Why jobs matter in the fight against poverty
15 Apr 2013
Hand in Hand’s Graham Stegmann: The case for supporting Barefoot Entrepreneurs
“Far and away the best prize that life has to offer is the chance to work hard at work worth doing,” said Theodore Roosevelt in 1903.
More than a century later and not before time, “work worth doing” looks like moving center stage in development priorities. While the original Millennium Development Goals afforded only passing attention to jobs, Justine Greening – the UK Secretary of State for International Development – is setting her sights on “an end to aid dependency through jobs” as a priority. The World Bank’s heavyweight World Development Report for 2013 – focused solely on jobs – underlines: “development happens through jobs”.

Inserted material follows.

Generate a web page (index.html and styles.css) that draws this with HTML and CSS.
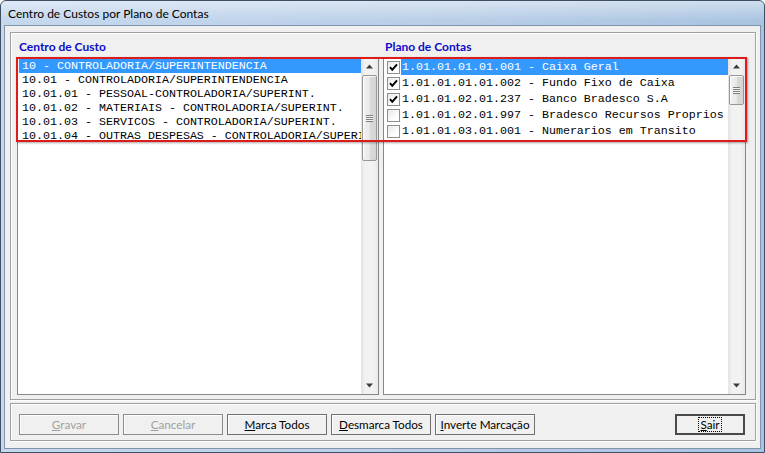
FILE: index.html
```html
<!DOCTYPE html>
<html>
<head>
<meta charset="utf-8">
<title>Centro de Custos por Plano de Contas</title>
<link rel="stylesheet" href="styles.css">
</head>
<body>
<div class="window">
  <div class="titlebar"><span class="title">Centro de Custos por Plano de Contas</span></div>
  <div class="client">
    <div class="group lists">
      <div class="panel">
        <div class="caption">Centro de Custo</div>
        <div class="listbox">
          <ul class="items plain">
            <li><span class="txt sel">10 - CONTROLADORIA/SUPERINTENDENCIA</span></li>
            <li><span class="txt">10.01 - CONTROLADORIA/SUPERINTENDENCIA</span></li>
            <li><span class="txt">10.01.01 - PESSOAL-CONTROLADORIA/SUPERINT.</span></li>
            <li><span class="txt">10.01.02 - MATERIAIS - CONTROLADORIA/SUPERINT.</span></li>
            <li><span class="txt">10.01.03 - SERVICOS - CONTROLADORIA/SUPERINT.</span></li>
            <li><span class="txt">10.01.04 - OUTRAS DESPESAS - CONTROLADORIA/SUPERINT.</span></li>
          </ul>
          <div class="vscroll">
            <div class="arrow"><svg width="17" height="17" viewBox="0 0 17 17"><path d="M5 10.5 L8.5 6.5 L12 10.5 Z" fill="#3c3c3c"/></svg></div>
            <div class="track"><div class="thumb" style="height:86px"><span class="grip"></span></div></div>
            <div class="arrow"><svg width="17" height="17" viewBox="0 0 17 17"><path d="M5 6.5 L8.5 10.5 L12 6.5 Z" fill="#3c3c3c"/></svg></div>
          </div>
        </div>
      </div>
      <div class="panel">
        <div class="caption">Plano de Contas</div>
        <div class="listbox">
          <ul class="items checks">
            <li><span class="cb on"><svg width="11" height="11" viewBox="0 0 11 11"><path d="M2 5.2 L4.3 7.8 L9 2.4" fill="none" stroke="#000" stroke-width="2"/></svg></span><span class="txt sel">1.01.01.01.01.001 - Caixa Geral</span></li>
            <li><span class="cb on"><svg width="11" height="11" viewBox="0 0 11 11"><path d="M2 5.2 L4.3 7.8 L9 2.4" fill="none" stroke="#000" stroke-width="2"/></svg></span><span class="txt">1.01.01.01.01.002 - Fundo Fixo de Caixa</span></li>
            <li><span class="cb on"><svg width="11" height="11" viewBox="0 0 11 11"><path d="M2 5.2 L4.3 7.8 L9 2.4" fill="none" stroke="#000" stroke-width="2"/></svg></span><span class="txt">1.01.01.02.01.237 - Banco Bradesco S.A</span></li>
            <li><span class="cb"></span><span class="txt">1.01.01.02.01.997 - Bradesco Recursos Proprios</span></li>
            <li><span class="cb"></span><span class="txt">1.01.01.03.01.001 - Numerarios em Transito</span></li>
          </ul>
          <div class="vscroll">
            <div class="arrow"><svg width="17" height="17" viewBox="0 0 17 17"><path d="M5 10.5 L8.5 6.5 L12 10.5 Z" fill="#3c3c3c"/></svg></div>
            <div class="track"><div class="thumb" style="height:30px"><span class="grip"></span></div></div>
            <div class="arrow"><svg width="17" height="17" viewBox="0 0 17 17"><path d="M5 6.5 L8.5 10.5 L12 6.5 Z" fill="#3c3c3c"/></svg></div>
          </div>
        </div>
      </div>
    </div>
    <div class="group actions">
      <button class="btn disabled"><u>G</u>ravar</button>
      <button class="btn disabled"><u>C</u>ancelar</button>
      <button class="btn"><u>M</u>arca Todos</button>
      <button class="btn"><u>D</u>esmarca Todos</button>
      <button class="btn"><u>I</u>nverte Marcação</button>
      <button class="btn default"><span class="focus"><u>S</u>air</span></button>
    </div>
  </div>
  <div class="mark"></div>
</div>
</body>
</html>
```
FILE: styles.css
```css
* { box-sizing: border-box; }
html, body { margin: 0; padding: 0; background: #ffffff; }

.window {
  position: relative;
  width: 765px;
  height: 453px;
  border: 1px solid #3f4f63;
  border-radius: 6px 6px 0 0;
  background: linear-gradient(to right, #c5d8ee, #b8cee7 60%, #a9c3e0);
  padding: 0 3px 3px 3px;
  display: flex;
  flex-direction: column;
  font-family: Lato, "Noto Sans", sans-serif;
  overflow: hidden;
}

.titlebar {
  height: 25px;
  margin: 0 -3px;
  padding-left: 7px;
  display: flex;
  align-items: center;
  font-size: 12px;
  color: #000;
  background: linear-gradient(to bottom, rgba(255,255,255,0.45), rgba(255,255,255,0) 85%);
}

.client {
  flex: 1;
  background: #f0f0f0;
  border: 1px solid #8294ab;
  padding: 6px 4px 7px 5px;
  display: flex;
  flex-direction: column;
  gap: 3px;
}

.group {
  border: 1px solid #a0a0a0;
  box-shadow: inset 1px 1px 0 #ffffff, 1px 1px 0 #ffffff;
}

.lists {
  height: 368px;
  padding: 7px 9px 4px 6px;
  display: grid;
  grid-template-columns: 362px 363px;
  column-gap: 4px;
}

.panel { display: flex; flex-direction: column; }

.caption {
  height: 14px;
  line-height: 14px;
  margin-bottom: 3px;
  padding-left: 2px;
  font-weight: bold;
  font-size: 12px;
  color: #0c0cc8;
}

.listbox {
  height: 338px;
  border: 1px solid #828790;
  background: #ffffff;
  display: flex;
}

.items {
  flex: 1;
  min-width: 0;
  list-style: none;
  margin: 0;
  padding: 1px 0 0 1px;
  overflow: hidden;
  font-family: "Liberation Mono", "Courier New", monospace;
  font-size: 11.67px;
  color: #000;
}

.items li { white-space: nowrap; overflow: hidden; }

.plain li { height: 14px; line-height: 14px; }
.plain .txt { display: block; padding-left: 3px; }

.checks li { height: 16px; line-height: 16px; display: flex; align-items: center; }
.checks .txt { flex: 1; padding-left: 1px; overflow: hidden; }

.sel { background: #3399ff; color: #ffffff; }

.cb {
  flex: none;
  width: 13px;
  height: 13px;
  margin: 0 1px 0 2px;
  border: 1px solid #8f8f8f;
  background: linear-gradient(135deg, #e8e8e8, #ffffff 70%);
  display: flex;
  align-items: center;
  justify-content: center;
}
.cb svg { display: block; }

.vscroll {
  flex: none;
  width: 17px;
  display: flex;
  flex-direction: column;
  background: linear-gradient(to right, #e3e3e3, #f2f2f2 25%, #f2f2f2 75%, #e8e8e8);
}
.arrow { height: 17px; flex: none; }
.arrow svg { display: block; }
.track { flex: 1; padding: 0 1px; }
.thumb {
  border: 1px solid #979797;
  border-radius: 2px;
  background: linear-gradient(to right, #f3f3f3, #e8e8e8 50%, #dadada 51%, #d4d4d4);
  box-shadow: inset 1px 1px 0 rgba(255,255,255,0.8);
  display: flex;
  align-items: center;
  justify-content: center;
}
.grip {
  width: 7px;
  height: 7px;
  background: repeating-linear-gradient(to bottom, #7e7e7e 0, #7e7e7e 1px, #f4f4f4 1px, #f4f4f4 2px);
}

.actions {
  height: 38px;
  padding: 10px 10px 5px 8px;
  display: flex;
  gap: 4px;
}

.btn {
  width: 100px;
  height: 21px;
  padding: 0;
  border: 1px solid #707070;
  background: #f0f0f0;
  box-shadow: inset 1px 1px 0 #fcfcfc;
  font-family: Lato, "Noto Sans", sans-serif;
  font-size: 11.7px;
  color: #000;
  line-height: 17px;
}
.btn.disabled { color: #a0a0a0; border-color: #8c8c8c; }
.btn.default {
  width: 70px;
  margin-left: auto;
  border: 2px solid #4a4a4a;
  box-shadow: none;
}
.focus {
  display: inline-block;
  padding: 0 1px;
  outline: 1px dotted #000;
  line-height: 13px;
}

.mark {
  position: absolute;
  left: 15px;
  top: 56px;
  width: 731px;
  height: 85px;
  border: 2px solid #de1b1b;
  box-shadow: 1px 1px 2px rgba(0,0,0,0.35);
  pointer-events: none;
}
```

The poor are not poor because they are idle, lack initiative or ambition. They lack assets, skills and opportunities. What makes and keeps them poor is that they cannot earn enough to support their families. Having a job comes top of their list of priorities.
That jobs are good for growth and that growth will be private sector led is now unremarkable. But what is their likelihood of securing a job? Look at Africa today: less than 50% of women have jobs. In 2011, over 80% of African workers were defined as working poor –working but earning less than US$ 2 a day. Then consider the dynamics: by 2020, the African economy is projected by the International Labour Organization (ILO) to add 220 million people to the workforce. In other words, most African countries will double or triple their working age population.
Where will these millions of job seekers be employed? Most countries in Africa have made enormous economic strides in the last 10 years. External investment has doubled in that time but has produced relatively little employment. Even exceptionally high growth in manufacturing and services will not generate enough wage employment.
Less than 10% of Africans employed have jobs in private non-agricultural businesses. According to the African Development Bank, only 25% of young men and 10% of young women are able to secure jobs in the formal sector by the time they are 30. The immediate future for the majority of Africans will continue to be in the informal sector.
The informal sector is growing not because of regulation failures, but because it is the best option available to those who want to use their skills and energy to provide for themselves and their families. Household enterprises have generated most new jobs outside agriculture and this trend will continue.
More investment is therefore needed at the bottom to unlock the entrepreneurial potential of the poor. Increasing the number and productivity of micro-enterprises is critical. Generating more income from household enterprises through training and credit will have a substantial impact on GDP and on poverty.
A number of NGO’s are quietly working to unlock the entrepreneurial potential of the poor, with remarkable results – BRAC, Opportunity International and Hand in Hand, an organization I advise. Over the last decade, largely funded by business donors, Hand in Hand has generated some 1.3 million jobs in India, three quarters of them for women, at a cost of less than US$50 a job. Hand in Hand’s approach blends training and credit: organizing women into self-help groups where they can gain confidence and pool savings, training them in basic financial and business skills and facilitating micro-loans if needed.
Training the most deprived members of society to make and sell bricks, run beehives or chicken farms sounds unspectacular but transforms their lives, enabling them to put enough food on the table, afford decent housing, water, medication when illness strikes and to send their children to school instead of work.
Hand in Hand is now successfully adapting the model originated in India to meet needs and circumstances in Kenya and Southern Africa, working in partnership with other organizations.
So far, so good. Yet unlocking the potential of the poor should not be an aid or NGO agenda alone, or be relegated to corporate social responsibility. Creating jobs at scale needs the initiative of multinational businesses and home-grown entrepreneurs alike to foster innovation, forge links to national and global supply chains, and add value in country. Two examples:
In India, Unilever developed a sales-force serving more than 3m households in remote villages by working with rural women micro-entrepreneurs. The 45,000 Indian women entrepreneurs in the program have typically doubled their household income.
M-PESA, a Kenyan private mobile banking venture – with a contribution from UK aid – is now processing transactions worth up to one third of national GDP. It has transformed the lives and opened up new commercial opportunities for enterprising rural Kenyans.
We need more cross-sector partnerships now if we are to scale up job creation quickly. Otherwise a crisis of expectations could easily turn an Arab spring into a long hot African summer.